There is much to do in preparation for the return of dentistry. For many practice principals, getting back to work safely means reorganising the practice environment, introducing new protocols and updating patient communications. From a business perspective, this also means getting finances in order and optimising economies wherever possible.
Utilise government support
The Job Retention Scheme has been extended until the end of October. On the whole this is good news for all UK businesses, as it should facilitate the gradual return of staff without leaving employees without any income.
Also benefiting an array of businesses, the Bounce Back Loan Scheme (BBLS) offers a new lifeline for any practices that didn’t get a Coronavirus Business Interruption Loan (CBIL). The BBLS offers up to £50k, interest-free for a year with no repayments, giving dental practices and associates a cushion. If you don’t end up needing the money, just repay it in 12 months’ time. However, if the extra financial support is necessary, you can repay the loan beyond the first year at a set interest rate of 2.5 per cent per annum for up to six years, with no penalties should you repay it in full at any time. This is available for each trading entity (if you have multiple practices, you can claim the loan for each one). Practices working as sole traders for NHS and limited companies for private work can also claim up to 25 per cent of annual turnover, by way of a loan up to a maximum of £50k.
There is also an opportunity to use the BBLS to repay smaller debts like credit cards, car loans or personal loans. The comparably lower 2.5 per cent interest rate for the next six years and the fact that interest is tax-deductible, could create a more effective financial situation than any schemes you currently have in place. It’s crucial to calculate the impact of either option carefully before deciding between business or personal debt. Creating a cashflow forecast for your business and for yourself is a good place to start.
When looking to remove inefficiencies in your outgoings, it’s necessary to consider staff pay. If any of your associates treat patients through payment plan programmes, did you pay them while the practice was closed? These patients pay for dental treatment over 12 months, so it’s possible that you paid associates for a few months’ work that they haven’t done. To protect the business finances going forward, you could ask your associates to sign a document that confirms they will pay back a proportion of these monies should they decide to leave their post within the next 12 months or before all their payment plan patients have been seen.
You may also need to review general remuneration for some of your self-employed team members. It’s vital that this isn’t about renegotiating associate or dental hygienist contracts. Instead, it should share the recent downtime and resulting costs to the practice among all those who would benefit from its profits. This will once again protect the business in the upcoming months, in turn protecting the jobs of these and other members of staff.
To further encourage efficiency and improve revenue, some practices might consider scattered appointment times for dentists and dental hygienists to share the workload. This could optimise the diary and allow maximum number of patients to be seen safely.

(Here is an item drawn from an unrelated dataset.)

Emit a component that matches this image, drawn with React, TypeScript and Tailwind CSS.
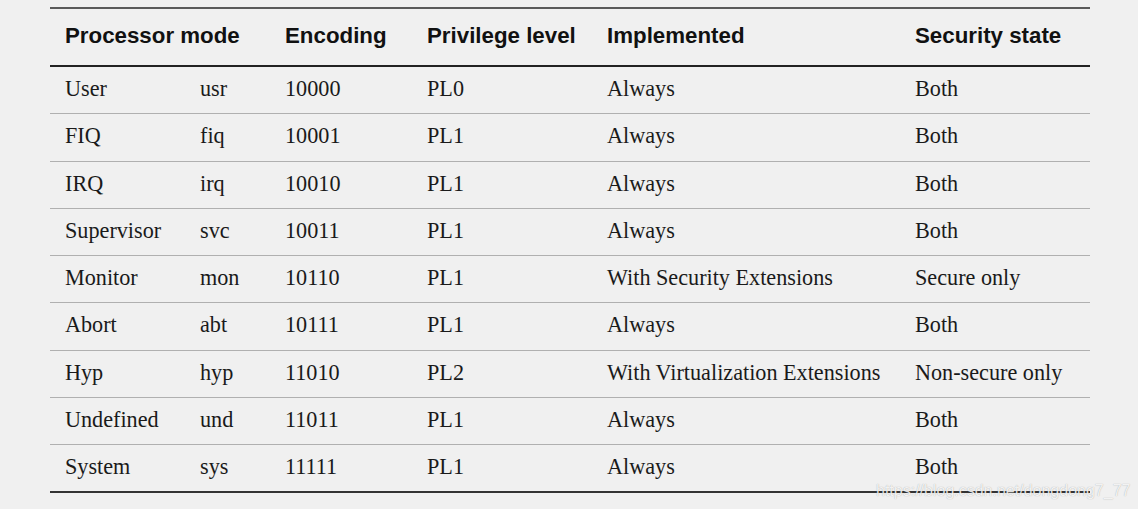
const rows = [
  ["User", "usr", "10000", "PL0", "Always", "Both"],
  ["FIQ", "fiq", "10001", "PL1", "Always", "Both"],
  ["IRQ", "irq", "10010", "PL1", "Always", "Both"],
  ["Supervisor", "svc", "10011", "PL1", "Always", "Both"],
  ["Monitor", "mon", "10110", "PL1", "With Security Extensions", "Secure only"],
  ["Abort", "abt", "10111", "PL1", "Always", "Both"],
  ["Hyp", "hyp", "11010", "PL2", "With Virtualization Extensions", "Non-secure only"],
  ["Undefined", "und", "11011", "PL1", "Always", "Both"],
  ["System", "sys", "11111", "PL1", "Always", "Both"],
];

const cols = "grid grid-cols-[135px_85px_142px_180px_308px_190px]";

export default function App() {
  return (
    <div className="relative w-[1138px] h-[509px] bg-[#f0f0f0] pt-[7px] pl-[50px] overflow-hidden">
      <div className="w-[1040px] border-t-2 border-[#5a5a5a]">
        <div
          className={`${cols} h-[58px] pb-[2px] items-center border-b-2 border-[#222] text-[22.3px] font-bold text-[#111] font-['Liberation_Sans',Arial,sans-serif]`}
        >
          <div className="col-span-2 pl-[15px]">Processor mode</div>
          <div className="pl-[15px]">Encoding</div>
          <div className="pl-[15px]">Privilege level</div>
          <div className="pl-[15px]">Implemented</div>
          <div className="pl-[15px]">Security state</div>
        </div>
        {rows.map((r, i) => (
          <div
            key={i}
            className={`${cols} h-[47.3px] pb-[3px] items-center text-[22.2px] text-[#1a1a1a] font-['Liberation_Serif','Times_New_Roman',serif] ${
              i === rows.length - 1 ? "border-b-2 border-[#333]" : "border-b border-[#b0b0b0]"
            }`}
          >
            {r.map((c, j) => (
              <div key={j} className="pl-[15px] whitespace-nowrap">
                {c}
              </div>
            ))}
          </div>
        ))}
      </div>
      <div className="absolute left-[876px] top-[479px] text-[16px] text-white/85 font-['Liberation_Sans',Arial,sans-serif] [text-shadow:0_0_1px_rgba(0,0,0,0.35)]">
        https://blog.csdn.net/dongdong7_77
      </div>
    </div>
  );
}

Another avenue is to consider virtual appointments where appropriate, such as for orthodontic consultations or sessions with the treatment coordinator. There has been a boom in technology and software of late that facilitates virtual consultations and remote treatment monitoring. Embracing some of these solutions could help to reduce practice costs while offering added value for patients. This approach also provides a way for patients who might be anxious about visiting the practice to enquire about treatment and start forming a relationship with a member of staff from the comfort of their own home.
Stay positive and pragmatic
With a lot of conflicting information and advice circulating, it’s important that you assess your own situation and take a rational approach for your practice. Use your cashflow from financing activities (CFF) to make good business decisions. It is also crucial to stay positive – if you expect a bad outcome you find the road to recovery far more difficult.
The dental market as a whole appears stable – perhaps moving slightly slower than normal, but still moving. People will always need dental care, so dental practices will recover from this. As far as I can see, there is still an appetite for practices, with only one group pausing acquisitions. It will be interesting to see whether a preference for NHS practices over private returns after a change-around earlier in the year. For now, positivity and pragmatic planning are key.